Tom and Luis say goodbye to the ladies - who are apparently returning to the jungle (a) despite having no village left and (b) by bus - and fly off in a plane. There are no end credits on this video version (so nothing to tell us that the music is by Gil Melle who also composed for Night Gallery, Frankenstein: The True Story, The Ultimate Warrior, Kolchak: The Night Stalker and masses of other films and TV shows).

Quest for the Seven Cities is dreadful in every respect. It was clearly shot for about twenty dollars and no thought has been given towards how the tribes might exist in reality, yet this isn’t funny enough to be a spoof, surely? It’s light-hearted but it’s hardly a comedy. Among the cast only Pleasence stands out, but then his cultured criminal is about the only role with even a hint of characterisation.

The ‘Sue Donem’-ous script is the work of executive producer Stanley Ralph Ross, a major force behind the Wonder Woman TV series and also a writer on Batman, The Man from UNCLE and The Monkees. It’s full of bits that sound like they might work - Amazons prowling New York rooftops, a bite from a deadly snake, etc - but which are ineptly handled and which certainly don’t make a cohesive whole. There’s no reasoning behind anything, no clear plan of what any of the characters are ultimately aiming to do or how they will do it.

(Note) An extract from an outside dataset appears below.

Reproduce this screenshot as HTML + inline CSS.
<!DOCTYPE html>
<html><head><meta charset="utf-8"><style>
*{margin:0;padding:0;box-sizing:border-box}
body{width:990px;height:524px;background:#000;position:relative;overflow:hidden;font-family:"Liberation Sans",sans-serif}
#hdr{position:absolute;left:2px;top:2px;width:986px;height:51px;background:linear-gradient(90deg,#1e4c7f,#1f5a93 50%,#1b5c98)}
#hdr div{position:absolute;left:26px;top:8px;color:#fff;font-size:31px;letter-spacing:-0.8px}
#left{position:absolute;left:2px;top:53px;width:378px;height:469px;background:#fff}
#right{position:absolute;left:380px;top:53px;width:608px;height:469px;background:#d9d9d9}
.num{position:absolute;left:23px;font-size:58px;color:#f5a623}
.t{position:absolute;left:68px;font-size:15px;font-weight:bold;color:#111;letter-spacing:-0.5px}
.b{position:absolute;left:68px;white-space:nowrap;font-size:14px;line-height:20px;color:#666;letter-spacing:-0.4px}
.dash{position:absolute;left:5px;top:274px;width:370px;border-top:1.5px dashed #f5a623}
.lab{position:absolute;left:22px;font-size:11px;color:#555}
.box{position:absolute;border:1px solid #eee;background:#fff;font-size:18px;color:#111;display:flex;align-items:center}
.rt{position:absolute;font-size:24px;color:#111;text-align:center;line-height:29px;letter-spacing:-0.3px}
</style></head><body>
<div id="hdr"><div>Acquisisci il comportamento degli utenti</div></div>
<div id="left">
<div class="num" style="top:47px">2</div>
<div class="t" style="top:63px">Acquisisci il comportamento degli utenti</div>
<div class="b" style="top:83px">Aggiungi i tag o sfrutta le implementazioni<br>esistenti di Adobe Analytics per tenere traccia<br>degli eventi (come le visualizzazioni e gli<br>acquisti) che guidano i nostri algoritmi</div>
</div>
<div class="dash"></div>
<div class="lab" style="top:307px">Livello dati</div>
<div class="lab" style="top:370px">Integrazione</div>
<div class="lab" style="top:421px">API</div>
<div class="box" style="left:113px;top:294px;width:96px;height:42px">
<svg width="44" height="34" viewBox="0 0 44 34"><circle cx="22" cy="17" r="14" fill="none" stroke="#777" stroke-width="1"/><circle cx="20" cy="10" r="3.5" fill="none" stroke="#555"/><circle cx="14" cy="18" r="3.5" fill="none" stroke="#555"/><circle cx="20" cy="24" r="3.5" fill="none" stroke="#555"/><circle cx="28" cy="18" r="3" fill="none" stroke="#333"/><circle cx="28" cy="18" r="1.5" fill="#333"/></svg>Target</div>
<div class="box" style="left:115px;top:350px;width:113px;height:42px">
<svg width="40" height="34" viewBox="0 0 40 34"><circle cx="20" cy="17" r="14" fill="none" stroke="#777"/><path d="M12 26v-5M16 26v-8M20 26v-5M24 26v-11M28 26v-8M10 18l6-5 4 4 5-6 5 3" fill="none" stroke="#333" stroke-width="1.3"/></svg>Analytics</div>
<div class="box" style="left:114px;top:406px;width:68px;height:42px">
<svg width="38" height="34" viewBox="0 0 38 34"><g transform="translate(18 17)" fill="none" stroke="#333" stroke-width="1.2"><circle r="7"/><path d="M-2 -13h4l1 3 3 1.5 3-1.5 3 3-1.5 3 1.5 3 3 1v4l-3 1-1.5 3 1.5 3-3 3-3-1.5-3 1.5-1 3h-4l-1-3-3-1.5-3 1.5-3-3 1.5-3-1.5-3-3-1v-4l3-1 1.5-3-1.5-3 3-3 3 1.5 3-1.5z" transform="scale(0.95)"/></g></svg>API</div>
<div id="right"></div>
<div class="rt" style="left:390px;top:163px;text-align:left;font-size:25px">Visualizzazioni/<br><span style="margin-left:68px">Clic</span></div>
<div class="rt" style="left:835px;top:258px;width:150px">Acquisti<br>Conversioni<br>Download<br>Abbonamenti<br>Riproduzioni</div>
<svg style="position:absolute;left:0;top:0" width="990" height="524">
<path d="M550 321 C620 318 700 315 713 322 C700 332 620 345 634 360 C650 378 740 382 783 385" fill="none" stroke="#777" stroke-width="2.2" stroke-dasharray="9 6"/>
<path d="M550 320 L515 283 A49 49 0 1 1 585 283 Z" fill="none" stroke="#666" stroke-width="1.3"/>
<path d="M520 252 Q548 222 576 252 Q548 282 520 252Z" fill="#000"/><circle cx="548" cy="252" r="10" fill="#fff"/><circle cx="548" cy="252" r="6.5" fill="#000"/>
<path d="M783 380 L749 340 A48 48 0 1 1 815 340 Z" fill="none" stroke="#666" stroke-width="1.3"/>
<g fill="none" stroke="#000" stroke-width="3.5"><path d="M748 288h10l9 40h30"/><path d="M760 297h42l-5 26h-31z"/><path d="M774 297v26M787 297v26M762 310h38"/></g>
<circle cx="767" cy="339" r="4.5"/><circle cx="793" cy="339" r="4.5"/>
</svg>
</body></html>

Director Mark L Lester scored a few hits in the early ‘80s - Commando, Firestarter, Class of 1984 - before returning to a career helming things you’ve never heard of. Italian producer Alfredo Leone had previously written, produced and directed Lisa and the Devil/House of Exorcism. And cinematographer David Quaid had actually worked on Santa Claus Conquers the Martians and was a camera operator on Exorcist II, so this is only the third worst film he ever made.